Defenders of the bill point out that the newer version adds a counter-notification process, allowing those whose content has been removed to send the platform a counter-notice — signed before a notary — asserting that the content fits one of the exceptions to liability. Even then, a platform that receives a counter-notice may, but is not required to, restore the content; and if it does, the original claimant can force the content down again by bringing legal action, after which the disputed material must stay down until a court rules. But for an ordinary person or small organization, filing a notarized counter-notice for every takedown is both a cost and an inconvenience, with no guarantee that a platform will restore anything. 

Attacking Anonymous Speech 

NO FAKES also threatens free expression by making it far too easy to unmask, i.e., force platforms to identify anonymous speakers. While there is no uniform standard across the states for unmasking in civil cases, there are several prominent state standards as well as federal standards, and while different, each includes some combination of high evidentiary requirements and/​or a free expression balancing test before a judge orders a platform to unmask a speaker. 

NO FAKES, however, uses a far less stringent standard, borrowing the DMCA’s unmasking mechanism that was designed for commercial copyright disputes and applies it to a vast amount of speech. Any right holder may subpoena a platform to identify an anonymous user who posted what the right holder believes is an unauthorized digital replica. No evidence is required beyond the notice already provided to the platform: the right holder’s own view that the content violates the law. 

A clerk, not a judge, then issues the subpoena with no consideration of the validity of the claim, nor any balancing test to assess the impact that unmasking would have.

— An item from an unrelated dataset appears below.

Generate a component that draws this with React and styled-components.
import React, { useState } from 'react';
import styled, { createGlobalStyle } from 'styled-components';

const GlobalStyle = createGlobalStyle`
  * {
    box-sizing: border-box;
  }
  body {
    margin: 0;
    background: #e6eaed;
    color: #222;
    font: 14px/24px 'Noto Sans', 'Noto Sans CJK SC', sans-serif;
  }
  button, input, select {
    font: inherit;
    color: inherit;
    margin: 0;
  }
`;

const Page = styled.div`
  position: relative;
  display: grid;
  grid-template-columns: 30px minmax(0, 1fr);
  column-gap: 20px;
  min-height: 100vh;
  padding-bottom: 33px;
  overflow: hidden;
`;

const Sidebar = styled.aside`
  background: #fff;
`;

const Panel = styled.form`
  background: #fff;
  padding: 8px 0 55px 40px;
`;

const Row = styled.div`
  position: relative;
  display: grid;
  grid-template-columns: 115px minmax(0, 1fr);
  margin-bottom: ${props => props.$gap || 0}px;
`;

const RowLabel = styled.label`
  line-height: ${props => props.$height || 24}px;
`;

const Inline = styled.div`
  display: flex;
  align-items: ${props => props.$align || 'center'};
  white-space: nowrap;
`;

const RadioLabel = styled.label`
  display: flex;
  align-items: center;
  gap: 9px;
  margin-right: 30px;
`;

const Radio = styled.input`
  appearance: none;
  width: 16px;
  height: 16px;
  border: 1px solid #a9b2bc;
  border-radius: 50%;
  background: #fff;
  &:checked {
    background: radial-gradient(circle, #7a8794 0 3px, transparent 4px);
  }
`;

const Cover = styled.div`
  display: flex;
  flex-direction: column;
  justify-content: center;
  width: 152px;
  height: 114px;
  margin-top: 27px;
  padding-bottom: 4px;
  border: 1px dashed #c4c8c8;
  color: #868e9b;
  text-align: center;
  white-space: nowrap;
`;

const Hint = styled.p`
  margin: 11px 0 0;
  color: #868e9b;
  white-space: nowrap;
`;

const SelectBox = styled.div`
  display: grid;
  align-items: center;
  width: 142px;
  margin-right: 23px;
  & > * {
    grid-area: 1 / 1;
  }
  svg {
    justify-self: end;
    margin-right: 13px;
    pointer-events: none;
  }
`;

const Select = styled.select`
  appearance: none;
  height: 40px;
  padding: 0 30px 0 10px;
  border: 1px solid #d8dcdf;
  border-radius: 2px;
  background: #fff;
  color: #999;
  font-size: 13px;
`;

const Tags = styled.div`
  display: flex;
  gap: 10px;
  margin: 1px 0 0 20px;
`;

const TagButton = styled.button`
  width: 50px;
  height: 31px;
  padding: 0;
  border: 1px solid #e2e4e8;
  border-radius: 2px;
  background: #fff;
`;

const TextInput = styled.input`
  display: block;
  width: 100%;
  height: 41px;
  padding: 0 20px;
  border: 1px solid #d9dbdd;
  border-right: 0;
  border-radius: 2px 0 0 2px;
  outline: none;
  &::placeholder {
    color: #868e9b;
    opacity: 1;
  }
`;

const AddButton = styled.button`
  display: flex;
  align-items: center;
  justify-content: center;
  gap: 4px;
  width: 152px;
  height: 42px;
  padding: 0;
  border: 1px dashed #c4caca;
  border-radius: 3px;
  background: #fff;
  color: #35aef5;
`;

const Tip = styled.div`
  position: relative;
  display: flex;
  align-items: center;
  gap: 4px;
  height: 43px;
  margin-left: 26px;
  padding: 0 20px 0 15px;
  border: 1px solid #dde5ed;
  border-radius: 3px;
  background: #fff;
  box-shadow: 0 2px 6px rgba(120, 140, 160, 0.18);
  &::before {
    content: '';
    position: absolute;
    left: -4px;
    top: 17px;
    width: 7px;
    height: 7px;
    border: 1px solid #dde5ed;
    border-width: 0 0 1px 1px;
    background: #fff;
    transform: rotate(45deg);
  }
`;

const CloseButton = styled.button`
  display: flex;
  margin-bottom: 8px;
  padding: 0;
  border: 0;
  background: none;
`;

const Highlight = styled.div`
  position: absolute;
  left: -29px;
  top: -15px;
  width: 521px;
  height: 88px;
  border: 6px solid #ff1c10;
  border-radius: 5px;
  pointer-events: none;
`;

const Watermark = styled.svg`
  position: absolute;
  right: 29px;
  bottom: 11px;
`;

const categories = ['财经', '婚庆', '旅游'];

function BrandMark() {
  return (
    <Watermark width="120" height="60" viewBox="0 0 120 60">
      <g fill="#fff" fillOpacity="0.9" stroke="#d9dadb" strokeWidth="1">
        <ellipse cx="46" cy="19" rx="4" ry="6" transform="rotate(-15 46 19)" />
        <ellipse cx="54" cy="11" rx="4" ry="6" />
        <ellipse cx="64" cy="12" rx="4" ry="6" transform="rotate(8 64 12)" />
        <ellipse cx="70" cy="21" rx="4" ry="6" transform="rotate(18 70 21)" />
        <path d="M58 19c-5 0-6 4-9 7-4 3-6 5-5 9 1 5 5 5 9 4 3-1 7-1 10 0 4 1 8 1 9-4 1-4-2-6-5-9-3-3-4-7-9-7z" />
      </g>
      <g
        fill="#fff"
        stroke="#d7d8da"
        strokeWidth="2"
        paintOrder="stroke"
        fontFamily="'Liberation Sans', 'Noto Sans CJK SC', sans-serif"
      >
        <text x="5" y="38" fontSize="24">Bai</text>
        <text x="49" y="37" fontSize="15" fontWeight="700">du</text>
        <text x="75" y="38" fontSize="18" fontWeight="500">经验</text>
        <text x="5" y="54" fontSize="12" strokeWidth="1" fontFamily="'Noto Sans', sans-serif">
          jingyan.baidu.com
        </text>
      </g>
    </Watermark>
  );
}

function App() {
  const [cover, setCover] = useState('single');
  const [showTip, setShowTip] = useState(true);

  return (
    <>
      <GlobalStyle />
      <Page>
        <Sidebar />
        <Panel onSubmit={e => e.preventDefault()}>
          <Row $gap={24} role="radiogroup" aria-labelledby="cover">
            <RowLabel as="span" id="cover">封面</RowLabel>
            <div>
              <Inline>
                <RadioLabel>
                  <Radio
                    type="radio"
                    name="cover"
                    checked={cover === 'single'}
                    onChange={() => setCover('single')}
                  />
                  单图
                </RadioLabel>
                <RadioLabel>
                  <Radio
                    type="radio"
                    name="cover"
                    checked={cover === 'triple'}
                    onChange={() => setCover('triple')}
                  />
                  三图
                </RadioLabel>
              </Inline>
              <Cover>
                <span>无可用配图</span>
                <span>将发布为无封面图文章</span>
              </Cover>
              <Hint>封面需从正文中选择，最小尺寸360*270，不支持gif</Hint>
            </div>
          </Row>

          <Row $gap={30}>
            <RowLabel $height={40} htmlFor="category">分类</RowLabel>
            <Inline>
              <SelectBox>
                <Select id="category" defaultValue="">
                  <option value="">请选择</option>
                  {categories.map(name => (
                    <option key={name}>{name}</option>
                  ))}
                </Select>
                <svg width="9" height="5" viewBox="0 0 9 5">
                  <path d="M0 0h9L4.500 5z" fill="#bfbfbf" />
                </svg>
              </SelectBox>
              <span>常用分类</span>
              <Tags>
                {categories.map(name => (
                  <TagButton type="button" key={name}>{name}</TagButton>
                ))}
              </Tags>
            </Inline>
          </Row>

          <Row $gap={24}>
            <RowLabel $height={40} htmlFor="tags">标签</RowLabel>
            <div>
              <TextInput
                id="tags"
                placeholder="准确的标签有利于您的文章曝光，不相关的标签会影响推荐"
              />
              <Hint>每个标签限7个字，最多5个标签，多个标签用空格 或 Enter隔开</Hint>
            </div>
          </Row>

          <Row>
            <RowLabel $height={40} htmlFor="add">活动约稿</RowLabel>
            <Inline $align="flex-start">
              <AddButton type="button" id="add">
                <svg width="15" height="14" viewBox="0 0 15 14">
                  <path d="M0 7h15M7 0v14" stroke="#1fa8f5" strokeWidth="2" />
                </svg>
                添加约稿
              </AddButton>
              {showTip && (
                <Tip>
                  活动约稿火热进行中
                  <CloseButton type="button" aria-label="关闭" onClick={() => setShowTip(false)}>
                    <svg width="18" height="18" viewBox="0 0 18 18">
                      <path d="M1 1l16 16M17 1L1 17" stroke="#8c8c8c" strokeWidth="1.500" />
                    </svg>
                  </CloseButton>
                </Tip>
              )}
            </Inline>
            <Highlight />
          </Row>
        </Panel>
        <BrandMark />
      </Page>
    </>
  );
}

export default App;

The result is that whistleblowers, critics of the US and foreign governments, advocates for people in abusive or dangerous situations, and many others can be unmasked with no opportunity to defend themselves and with no consideration for their rights or situation. While platforms may be able to push back against some intrusive subpoenas, the lack of protections will drastically chill anonymous speakers from using AI tools. 

Protecting Americans and Their Speech 

NO FAKES claims to protect Americans from the harms associated with false AI-generated content, but as I’ve argued previously, there are already ample laws on the books that address those harms. Instead, the bill takes a narrow concept of intellectual property rights drawn from commercial law and applies it broadly to all AI speech involving people, with no meaningful protections, producing a sweeping and unconstitutional assault on expression. 

As I have warned in my prior research on AI, such regulation is all but guaranteed to silence Americans, crush innovation and competition, and do little to address any real harms perpetrated with AI.